### What to produce
Reproduce each line of the material exactly, minus any picture.
>> begin
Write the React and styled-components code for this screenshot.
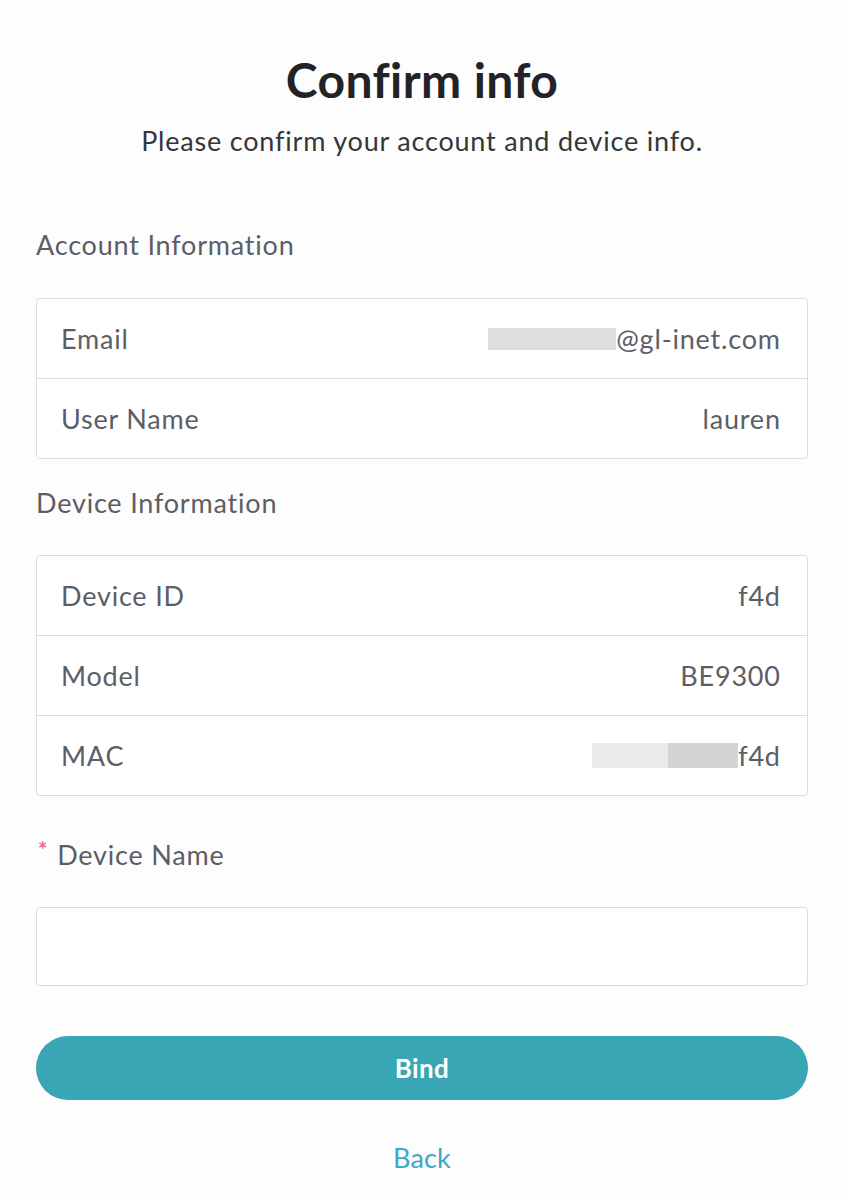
import React from 'react';
import styled, { createGlobalStyle } from 'styled-components';

const colors = {
  title: '#222326',
  text: '#35363a',
  label: '#5c5e66',
  border: '#dcdce0',
  teal: '#38a6b5',
  link: '#3ea6c9',
  required: '#e4688a',
  mask: '#dedede',
};

const GlobalStyle = createGlobalStyle`
  body {
    margin: 0;
    background: #fdfdfd;
    font-family: Lato, "Open Sans", sans-serif;
  }
`;

const Page = styled.div`
  padding: 50px 38px 30px 36px;
  display: flex;
  flex-direction: column;
  letter-spacing: 0.8px;
`;

const Title = styled.h1`
  margin: 0;
  text-align: center;
  font-size: 48px;
  font-weight: 700;
  letter-spacing: 0.4px;
  color: ${colors.title};
  line-height: 60px;
`;

const Subtitle = styled.p`
  margin: 15px 0 0;
  text-align: center;
  font-size: 27px;
  color: ${colors.text};
  line-height: 32px;
`;

const SectionTitle = styled.h2`
  margin: ${props => props.$top || 0}px 0 0;
  font-size: 27px;
  font-weight: 400;
  color: ${colors.label};
  line-height: 32px;
`;

const Card = styled.div`
  margin-top: ${props => props.$top || 0}px;
  border: 1px solid ${colors.border};
  border-radius: 4px;
  background: #fff;
`;

const Row = styled.div`
  height: 79px;
  padding: 0 27px 0 24px;
  display: flex;
  align-items: center;
  justify-content: space-between;
  font-size: 27px;
  color: ${colors.label};
  & + & {
    border-top: 1px solid ${colors.border};
  }
`;

const Value = styled.span`
  display: flex;
  align-items: center;
  margin-right: -0.8px;
`;

// grey block over hidden parts of a value
const Mask = styled.span`
  display: inline-block;
  height: ${props => props.$height || 22}px;
  width: ${props => props.$width}px;
  background: ${props => props.$bg || colors.mask};
`;

const FieldLabel = styled.label`
  margin-top: 43px;
  display: flex;
  align-items: flex-start;
  gap: 9px;
  font-size: 27px;
  color: ${colors.label};
  line-height: 32px;
`;

const Star = styled.span`
  margin-left: 2px;
  color: ${colors.required};
  font-size: 22px;
  font-weight: 700;
  line-height: 22px;
`;

const Input = styled.input`
  margin-top: 36px;
  height: 79px;
  box-sizing: border-box;
  border: 1px solid ${colors.border};
  border-radius: 4px;
  background: #fff;
  padding: 0 24px;
  font: inherit;
  font-size: 27px;
  outline: none;
`;

const Button = styled.button`
  margin-top: 50px;
  height: 64px;
  border: none;
  border-radius: 32px;
  background: ${colors.teal};
  color: #fff;
  font: inherit;
  font-size: 26px;
  font-weight: 700;
  letter-spacing: 0.4px;
  cursor: pointer;
`;

const BackLink = styled.a`
  margin-top: 42px;
  align-self: center;
  font-size: 27px;
  line-height: 32px;
  letter-spacing: 0.2px;
  color: ${colors.link};
  text-decoration: none;
  cursor: pointer;
`;

export default function App() {
  return (
    <>
      <GlobalStyle />
      <Page>
        <Title>Confirm info</Title>
        <Subtitle>Please confirm your account and device info.</Subtitle>

        <SectionTitle $top={72}>Account Information</SectionTitle>
        <Card $top={37}>
          <Row>
            <span>Email</span>
            <Value>
              <Mask $width={128} />
              @gl-inet.com
            </Value>
          </Row>
          <Row>
            <span>User Name</span>
            <Value>lauren</Value>
          </Row>
        </Card>

        <SectionTitle $top={28}>Device Information</SectionTitle>
        <Card $top={36}>
          <Row>
            <span>Device ID</span>
            <Value>f4d</Value>
          </Row>
          <Row>
            <span>Model</span>
            <Value>BE9300</Value>
          </Row>
          <Row>
            <span>MAC</span>
            <Value>
              <Mask $width={76} $height={25} $bg="#ebebeb" />
              <Mask $width={70} $height={25} $bg="#d4d4d4" />
              f4d
            </Value>
          </Row>
        </Card>

        <FieldLabel>
          <Star>*</Star>
          Device Name
        </FieldLabel>
        <Input type="text" />

        <Button>Bind</Button>
        <BackLink>Back</BackLink>
      </Page>
    </>
  );
}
>> end
### The output
Write the React and styled-components code for this screenshot.
import React from 'react';
import styled, { createGlobalStyle } from 'styled-components';

const colors = {
  title: '#222326',
  text: '#35363a',
  label: '#5c5e66',
  border: '#dcdce0',
  teal: '#38a6b5',
  link: '#3ea6c9',
  required: '#e4688a',
  mask: '#dedede',
};

const GlobalStyle = createGlobalStyle`
  body {
    margin: 0;
    background: #fdfdfd;
    font-family: Lato, "Open Sans", sans-serif;
  }
`;

const Page = styled.div`
  padding: 50px 38px 30px 36px;
  display: flex;
  flex-direction: column;
  letter-spacing: 0.8px;
`;

const Title = styled.h1`
  margin: 0;
  text-align: center;
  font-size: 48px;
  font-weight: 700;
  letter-spacing: 0.4px;
  color: ${colors.title};
  line-height: 60px;
`;

const Subtitle = styled.p`
  margin: 15px 0 0;
  text-align: center;
  font-size: 27px;
  color: ${colors.text};
  line-height: 32px;
`;

const SectionTitle = styled.h2`
  margin: ${props => props.$top || 0}px 0 0;
  font-size: 27px;
  font-weight: 400;
  color: ${colors.label};
  line-height: 32px;
`;

const Card = styled.div`
  margin-top: ${props => props.$top || 0}px;
  border: 1px solid ${colors.border};
  border-radius: 4px;
  background: #fff;
`;

const Row = styled.div`
  height: 79px;
  padding: 0 27px 0 24px;
  display: flex;
  align-items: center;
  justify-content: space-between;
  font-size: 27px;
  color: ${colors.label};
  & + & {
    border-top: 1px solid ${colors.border};
  }
`;

const Value = styled.span`
  display: flex;
  align-items: center;
  margin-right: -0.8px;
`;

// grey block over hidden parts of a value
const Mask = styled.span`
  display: inline-block;
  height: ${props => props.$height || 22}px;
  width: ${props => props.$width}px;
  background: ${props => props.$bg || colors.mask};
`;

const FieldLabel = styled.label`
  margin-top: 43px;
  display: flex;
  align-items: flex-start;
  gap: 9px;
  font-size: 27px;
  color: ${colors.label};
  line-height: 32px;
`;

const Star = styled.span`
  margin-left: 2px;
  color: ${colors.required};
  font-size: 22px;
  font-weight: 700;
  line-height: 22px;
`;

const Input = styled.input`
  margin-top: 36px;
  height: 79px;
  box-sizing: border-box;
  border: 1px solid ${colors.border};
  border-radius: 4px;
  background: #fff;
  padding: 0 24px;
  font: inherit;
  font-size: 27px;
  outline: none;
`;

const Button = styled.button`
  margin-top: 50px;
  height: 64px;
  border: none;
  border-radius: 32px;
  background: ${colors.teal};
  color: #fff;
  font: inherit;
  font-size: 26px;
  font-weight: 700;
  letter-spacing: 0.4px;
  cursor: pointer;
`;

const BackLink = styled.a`
  margin-top: 42px;
  align-self: center;
  font-size: 27px;
  line-height: 32px;
  letter-spacing: 0.2px;
  color: ${colors.link};
  text-decoration: none;
  cursor: pointer;
`;

export default function App() {
  return (
    <>
      <GlobalStyle />
      <Page>
        <Title>Confirm info</Title>
        <Subtitle>Please confirm your account and device info.</Subtitle>

        <SectionTitle $top={72}>Account Information</SectionTitle>
        <Card $top={37}>
          <Row>
            <span>Email</span>
            <Value>
              <Mask $width={128} />
              @gl-inet.com
            </Value>
          </Row>
          <Row>
            <span>User Name</span>
            <Value>lauren</Value>
          </Row>
        </Card>

        <SectionTitle $top={28}>Device Information</SectionTitle>
        <Card $top={36}>
          <Row>
            <span>Device ID</span>
            <Value>f4d</Value>
          </Row>
          <Row>
            <span>Model</span>
            <Value>BE9300</Value>
          </Row>
          <Row>
            <span>MAC</span>
            <Value>
              <Mask $width={76} $height={25} $bg="#ebebeb" />
              <Mask $width={70} $height={25} $bg="#d4d4d4" />
              f4d
            </Value>
          </Row>
        </Card>

        <FieldLabel>
          <Star>*</Star>
          Device Name
        </FieldLabel>
        <Input type="text" />

        <Button>Bind</Button>
        <BackLink>Back</BackLink>
      </Page>
    </>
  );
}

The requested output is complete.